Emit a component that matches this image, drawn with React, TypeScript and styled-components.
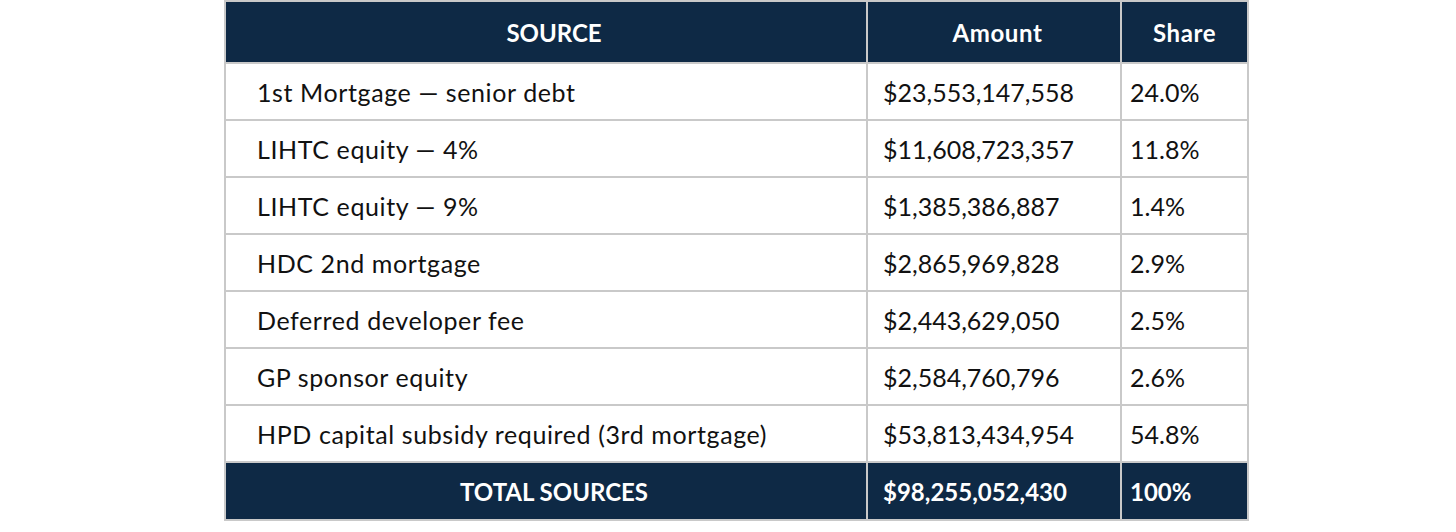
import React from 'react';
import styled, { createGlobalStyle } from 'styled-components';

type SourceRow = {
  id: number;
  label: string;
  amount: string;
  share: string;
};

const ROWS: SourceRow[] = [
  { id: 1, label: '1st Mortgage — senior debt', amount: '$23,553,147,558', share: '24.0%' },
  { id: 2, label: 'LIHTC equity — 4%', amount: '$11,608,723,357', share: '11.8%' },
  { id: 3, label: 'LIHTC equity — 9%', amount: '$1,385,386,887', share: '1.4%' },
  { id: 4, label: 'HDC 2nd mortgage', amount: '$2,865,969,828', share: '2.9%' },
  { id: 5, label: 'Deferred developer fee', amount: '$2,443,629,050', share: '2.5%' },
  { id: 6, label: 'GP sponsor equity', amount: '$2,584,760,796', share: '2.6%' },
  { id: 7, label: 'HPD capital subsidy required (3rd mortgage)', amount: '$53,813,434,954', share: '54.8%' }
];

const GlobalStyle = createGlobalStyle`
  html, body {
    margin: 0;
    padding: 0;
    background: #fff;
  }
  body {
    font-family: 'Lato', 'Liberation Sans', sans-serif;
  }
`;

const Page = styled.div`
  width: 1456px;
  height: 532px;
  display: flex;
  justify-content: center;
  padding-left: 17px;
  box-sizing: border-box;
`;

const Table = styled.table`
  width: 1024px;
  height: 521px;
  border-collapse: collapse;
  table-layout: fixed;
  border: 2px solid #c9c9c9;
  border-top: 1px solid #c9c9c9;
  font-family: 'Lato', 'Liberation Sans', sans-serif;
  color: #111;
`;

const DarkRow = styled.tr<{ height: number }>`
  height: ${(p) => p.height}px;
  background: #0e2945;
  color: #fff;
  font-size: 24px;
  font-weight: 700;
`;

const BodyRow = styled.tr`
  height: 57px;
  background: #fff;
  font-size: 25px;
`;

const Cell = styled.td<{ pad: string; align?: 'left' | 'center'; spacing?: number }>`
  padding: ${(p) => p.pad};
  text-align: ${(p) => p.align || 'left'};
  letter-spacing: ${(p) => p.spacing || 0}px;
  border: 2px solid #c9c9c9;
  white-space: nowrap;
  vertical-align: middle;
`;

const HeadCell = styled(Cell).attrs({ as: 'th' })``;

const SOURCE_PAD = '0 15px 0 31px';
const AMOUNT_PAD = '0 8px 0 15px';
const SHARE_PAD = '0 8px 0 8px';

export default function App() {
  return (
    <Page>
      <GlobalStyle />
      <Table>
        <colgroup>
          <col style={{ width: 642 }} />
          <col style={{ width: 254 }} />
          <col style={{ width: 127 }} />
        </colgroup>
        <thead>
          <DarkRow height={62}>
            <HeadCell pad={SOURCE_PAD} align="center">SOURCE</HeadCell>
            <HeadCell pad={AMOUNT_PAD} align="center" spacing={0.6}>Amount</HeadCell>
            <HeadCell pad={SHARE_PAD} align="center" spacing={0.6}>Share</HeadCell>
          </DarkRow>
        </thead>
        <tbody>
          {ROWS.map((row) => (
            <BodyRow key={row.id}>
              <Cell pad={SOURCE_PAD} spacing={0.6}>{row.label}</Cell>
              <Cell pad={AMOUNT_PAD}>{row.amount}</Cell>
              <Cell pad={SHARE_PAD}>{row.share}</Cell>
            </BodyRow>
          ))}
          <DarkRow height={58}>
            <Cell pad={SOURCE_PAD} align="center">TOTAL SOURCES</Cell>
            <Cell pad={AMOUNT_PAD}>$98,255,052,430</Cell>
            <Cell pad={SHARE_PAD}>100%</Cell>
          </DarkRow>
        </tbody>
      </Table>
    </Page>
  );
}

===

Required work:
Without the pictures, retype the whole of the material above exactly.

Answer to the task:
Emit a component that matches this image, drawn with React, TypeScript and styled-components.
import React from 'react';
import styled, { createGlobalStyle } from 'styled-components';

type SourceRow = {
  id: number;
  label: string;
  amount: string;
  share: string;
};

const ROWS: SourceRow[] = [
  { id: 1, label: '1st Mortgage — senior debt', amount: '$23,553,147,558', share: '24.0%' },
  { id: 2, label: 'LIHTC equity — 4%', amount: '$11,608,723,357', share: '11.8%' },
  { id: 3, label: 'LIHTC equity — 9%', amount: '$1,385,386,887', share: '1.4%' },
  { id: 4, label: 'HDC 2nd mortgage', amount: '$2,865,969,828', share: '2.9%' },
  { id: 5, label: 'Deferred developer fee', amount: '$2,443,629,050', share: '2.5%' },
  { id: 6, label: 'GP sponsor equity', amount: '$2,584,760,796', share: '2.6%' },
  { id: 7, label: 'HPD capital subsidy required (3rd mortgage)', amount: '$53,813,434,954', share: '54.8%' }
];

const GlobalStyle = createGlobalStyle`
  html, body {
    margin: 0;
    padding: 0;
    background: #fff;
  }
  body {
    font-family: 'Lato', 'Liberation Sans', sans-serif;
  }
`;

const Page = styled.div`
  width: 1456px;
  height: 532px;
  display: flex;
  justify-content: center;
  padding-left: 17px;
  box-sizing: border-box;
`;

const Table = styled.table`
  width: 1024px;
  height: 521px;
  border-collapse: collapse;
  table-layout: fixed;
  border: 2px solid #c9c9c9;
  border-top: 1px solid #c9c9c9;
  font-family: 'Lato', 'Liberation Sans', sans-serif;
  color: #111;
`;

const DarkRow = styled.tr<{ height: number }>`
  height: ${(p) => p.height}px;
  background: #0e2945;
  color: #fff;
  font-size: 24px;
  font-weight: 700;
`;

const BodyRow = styled.tr`
  height: 57px;
  background: #fff;
  font-size: 25px;
`;

const Cell = styled.td<{ pad: string; align?: 'left' | 'center'; spacing?: number }>`
  padding: ${(p) => p.pad};
  text-align: ${(p) => p.align || 'left'};
  letter-spacing: ${(p) => p.spacing || 0}px;
  border: 2px solid #c9c9c9;
  white-space: nowrap;
  vertical-align: middle;
`;

const HeadCell = styled(Cell).attrs({ as: 'th' })``;

const SOURCE_PAD = '0 15px 0 31px';
const AMOUNT_PAD = '0 8px 0 15px';
const SHARE_PAD = '0 8px 0 8px';

export default function App() {
  return (
    <Page>
      <GlobalStyle />
      <Table>
        <colgroup>
          <col style={{ width: 642 }} />
          <col style={{ width: 254 }} />
          <col style={{ width: 127 }} />
        </colgroup>
        <thead>
          <DarkRow height={62}>
            <HeadCell pad={SOURCE_PAD} align="center">SOURCE</HeadCell>
            <HeadCell pad={AMOUNT_PAD} align="center" spacing={0.6}>Amount</HeadCell>
            <HeadCell pad={SHARE_PAD} align="center" spacing={0.6}>Share</HeadCell>
          </DarkRow>
        </thead>
        <tbody>
          {ROWS.map((row) => (
            <BodyRow key={row.id}>
              <Cell pad={SOURCE_PAD} spacing={0.6}>{row.label}</Cell>
              <Cell pad={AMOUNT_PAD}>{row.amount}</Cell>
              <Cell pad={SHARE_PAD}>{row.share}</Cell>
            </BodyRow>
          ))}
          <DarkRow height={58}>
            <Cell pad={SOURCE_PAD} align="center">TOTAL SOURCES</Cell>
            <Cell pad={AMOUNT_PAD}>$98,255,052,430</Cell>
            <Cell pad={SHARE_PAD}>100%</Cell>
          </DarkRow>
        </tbody>
      </Table>
    </Page>
  );
}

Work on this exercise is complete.